Align with microformats / linked data

Following on from HTML versions of STAC we aim to align with the best practices of the 'linked data' community. This will take more research on what exactly we should do. But likely candidates include defining JSON-LD versions of the spec, leveraging http://schema.org or defining a similar canonical location for geospatial schemas, and defining microformats to go in the html versions.

Additional extensions

This item will hopefully continously happen, as real world implementations come online. But we should evolve the schemas people define to become best practices and defined extensions. We may also need some 'type' definitions to help clients more easily recognize known schemas. Candidates for additional extensions include derived data (like NDVI), including even specific types of derived data that might add more information, mosiacs, DEMs / DSMs, LiDAR, SAR, hyperspectral imagery, and many more.

Granular components

It is likely worthwhile once things are more mature to pull out some small pieces from the core that could be reused. Things like the queries on the Catalog API (which could be reused for like a stats API or a subscription API), the 'filter' language used in the query, or the 'paging' mechanism to navigate through GeoJSON results in a Catalog API. Effort should be made to pull those out and let others reuse them.

WFS 3.0 alignment.

Since much of a STAC is very similar to general feature querying, and much of the approach (RESTful, JSON, OpenAPI definition, etc) is also in line, we should try to align STAC (at least the Catalog API part) so that it is a WFS 3.0. This will likely involve giving feedback to the WFS 3.0 group, utilizing their github.

Potential Extensions

This section will list potential extensions that aren't really core, but would be cool additional services providing value around the core. Many are things that one or two providers has needed to implement for their customers, and some would be good to standardize and encourage.
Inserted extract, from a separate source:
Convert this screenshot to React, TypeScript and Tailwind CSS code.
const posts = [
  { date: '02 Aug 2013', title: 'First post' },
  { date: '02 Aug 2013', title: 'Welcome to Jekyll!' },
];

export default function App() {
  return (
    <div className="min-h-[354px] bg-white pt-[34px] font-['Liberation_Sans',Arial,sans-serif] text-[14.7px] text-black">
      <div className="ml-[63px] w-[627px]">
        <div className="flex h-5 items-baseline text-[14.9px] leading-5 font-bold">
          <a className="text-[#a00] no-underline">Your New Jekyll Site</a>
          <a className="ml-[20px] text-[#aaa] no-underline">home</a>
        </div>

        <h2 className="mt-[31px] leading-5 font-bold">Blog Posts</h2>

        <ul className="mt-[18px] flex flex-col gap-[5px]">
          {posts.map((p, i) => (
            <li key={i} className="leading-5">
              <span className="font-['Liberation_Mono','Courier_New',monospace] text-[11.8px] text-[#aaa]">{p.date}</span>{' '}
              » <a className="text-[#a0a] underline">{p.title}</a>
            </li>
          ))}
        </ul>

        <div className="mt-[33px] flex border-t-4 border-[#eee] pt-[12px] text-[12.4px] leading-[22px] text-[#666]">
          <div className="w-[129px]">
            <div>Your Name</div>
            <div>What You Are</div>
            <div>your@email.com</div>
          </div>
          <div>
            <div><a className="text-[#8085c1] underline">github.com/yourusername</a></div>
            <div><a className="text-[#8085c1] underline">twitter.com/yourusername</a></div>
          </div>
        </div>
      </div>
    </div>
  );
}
TODO: Figure out if this should break out into its own document.

TODO: Port over most of the ideas from the extension workstream and notes from the boulder sprint.

Assets / Activation

Some API's include an 'activation' mechanism so they don't have to store every data product, but can produce them on the fly and cache them. A 'core' might just include data products that are already activated, to simplify the process some. But more advanced API's likely need some mechanism to advertise that they 'could' make a certain data product, that it's available to the user, but it will take more than a couple seconds to get a response.

Saved Searches

Another feature that some services offer is the ability to 'save' a given search, and then revisit it or get notifications of it. That may make sense as its own little specification.

Caching / Updating

Just a quick selective dump on one of the extension topics. The main geo catalog paradigm that has never really worked seems to be that you'd send out requests to a number of different catalogs and then try to parse responses from all of them. It seems time to flip that model around, where there are catalogs that also crawl and cache other catalogs. Indeed the simplest catalog profile could not even offer up 'search' - it'd work as crawlable links and flat files hosted on a cloud storage bucket.
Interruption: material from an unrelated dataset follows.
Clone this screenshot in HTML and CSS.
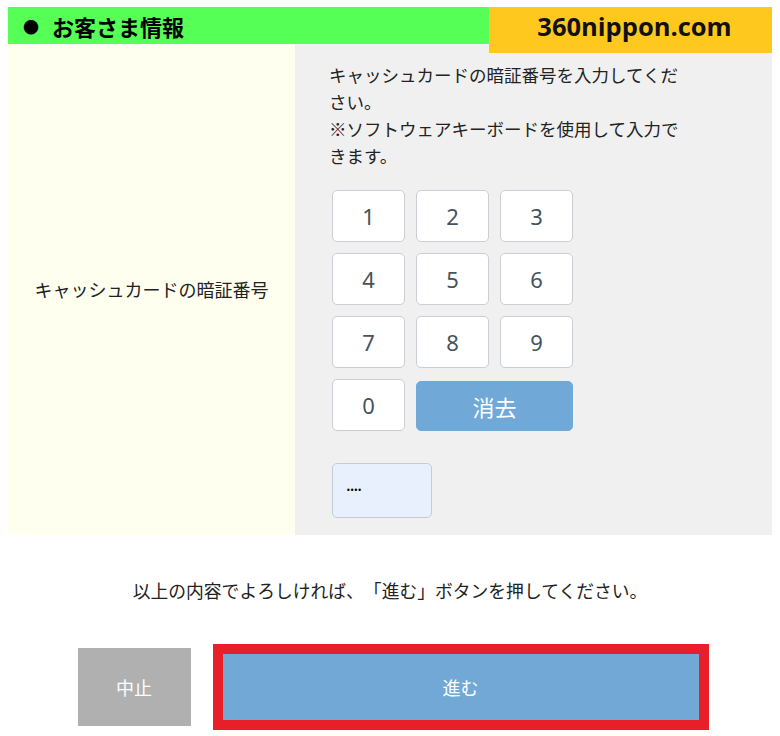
FILE: index.html
```html
<!DOCTYPE html>
<html lang="ja">

<head>
    <meta charset="UTF-8">
    <meta name="viewport" content="width=device-width, initial-scale=1.0">
    <title>お客さま情報</title>

    <link rel="stylesheet" href="styles.css">
</head>

<body>
    <div class="logo">360nippon.com</div>

    <h2 class="section-title"><span class="dot">●</span>お客さま情報</h2>

    <div class="form-table">
        <div class="label-cell">キャッシュカードの暗証番号</div>
        <div class="input-cell">
            <p class="note">キャッシュカードの暗証番号を入力してください。<br>※ソフトウェアキーボードを使用して入力できます。</p>

            <div class="keypad">
                <button class="key">1</button>
                <button class="key">2</button>
                <button class="key">3</button>
                <button class="key">4</button>
                <button class="key">5</button>
                <button class="key">6</button>
                <button class="key">7</button>
                <button class="key">8</button>
                <button class="key">9</button>
                <button class="key">0</button>
                <button class="key clear">消去</button>
            </div>

            <div class="pin-box">••••</div>
        </div>
    </div>

    <p class="confirm">以上の内容でよろしければ、「進む」ボタンを押してください。</p>

    <div class="actions">
        <button class="btn cancel">中止</button>
        <div class="next-frame">
            <button class="btn next">進む</button>
        </div>
    </div>
</body>

</html>
```

FILE: styles.css
```css
* {
    box-sizing: border-box;
}

body {
    margin: 7px 8px 8px;
    background-color: #fff;
    color: #222;
    font-family: "Noto Sans CJK JP", "Noto Sans", sans-serif;
    text-spacing-trim: space-all;
    position: relative;
}

.logo {
    position: absolute;
    top: -7px;
    right: -8px;
    width: 291px;
    height: 53px;
    background-color: #ffc81e;
    color: #111;
    font-family: "Open Sans", "Noto Sans", sans-serif;
    font-weight: bold;
    font-size: 25.5px;
    display: flex;
    align-items: center;
    justify-content: center;
    padding-bottom: 2px;
}

.section-title {
    margin: 0;
    height: 37px;
    background-color: #55ff55;
    color: #000;
    font-size: 22px;
    font-weight: bold;
    display: flex;
    align-items: center;
    padding-left: 15px;
}

.section-title .dot {
    font-size: 16px;
    margin-right: 13px;
}

.form-table {
    display: grid;
    grid-template-columns: 287px 1fr;
}

.label-cell {
    background-color: #fffff0;
    display: flex;
    align-items: center;
    justify-content: center;
    font-size: 18px;
    padding-bottom: 2px;
}

.input-cell {
    background-color: #f0f0f0;
    padding: 17px 34px 17px 34px;
}

.note {
    margin: 0 0 21px;
    max-width: 362px;
    font-size: 17.5px;
    line-height: 27px;
    color: #222;
}

.keypad {
    display: grid;
    grid-template-columns: repeat(3, 73px);
    grid-auto-rows: 52px;
    gap: 11px;
    margin-left: 3px;
}

.key {
    font-family: "Noto Sans", "Open Sans", sans-serif;
    font-size: 22px;
    color: #46535c;
    background-color: #fff;
    border: 1px solid #c9cfd4;
    border-radius: 5px;
    padding: 0;
}

.key.clear {
    grid-column: span 2;
    background-color: #70a8d8;
    border-color: #70a8d8;
    color: #fff;
    font-family: "Noto Sans CJK JP", sans-serif;
    margin-top: 2px;
}

.pin-box {
    margin: 32px 0 0 3px;
    width: 100px;
    height: 55px;
    background-color: #e8f0fd;
    border: 1px solid #c3ccd6;
    border-radius: 5px;
    padding-left: 13px;
    display: flex;
    align-items: center;
    font-family: "DejaVu Sans", sans-serif;
    font-size: 8px;
    letter-spacing: -1px;
    color: #000;
}

.confirm {
    margin: 40px 0 0;
    text-align: center;
    font-size: 17.8px;
    line-height: 30px;
    color: #222;
}

.actions {
    display: flex;
    justify-content: center;
    align-items: center;
    gap: 22px;
    margin-top: 39px;
    padding-left: 6px;
}

.btn {
    border: none;
    color: #fff;
    font-family: "Noto Sans CJK JP", sans-serif;
    font-size: 18px;
    padding: 0;
}

.cancel {
    width: 113px;
    height: 78px;
    background-color: #b0b0b0;
}

.next-frame {
    border: 10px solid #e81e28;
}

.next {
    display: block;
    width: 476px;
    height: 66px;
    background-color: #72a8d6;
}
```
But a more advanced catalog should offer up a way for other catalogs to subscribe to updates they care about and get notifications. An agriculture company might pull satellite imagery from 5 catalogs, but they only pull the corn belt in the US, where they do their analytics. So they could just have a 'caching catalog', that knows the canonical record is somewhere else (and refers to it). But it stays up to date, and is able to offer sub-second responses to searches on the cached catalogs. And indeed ideally ranks the searches across all the 5 catalogs.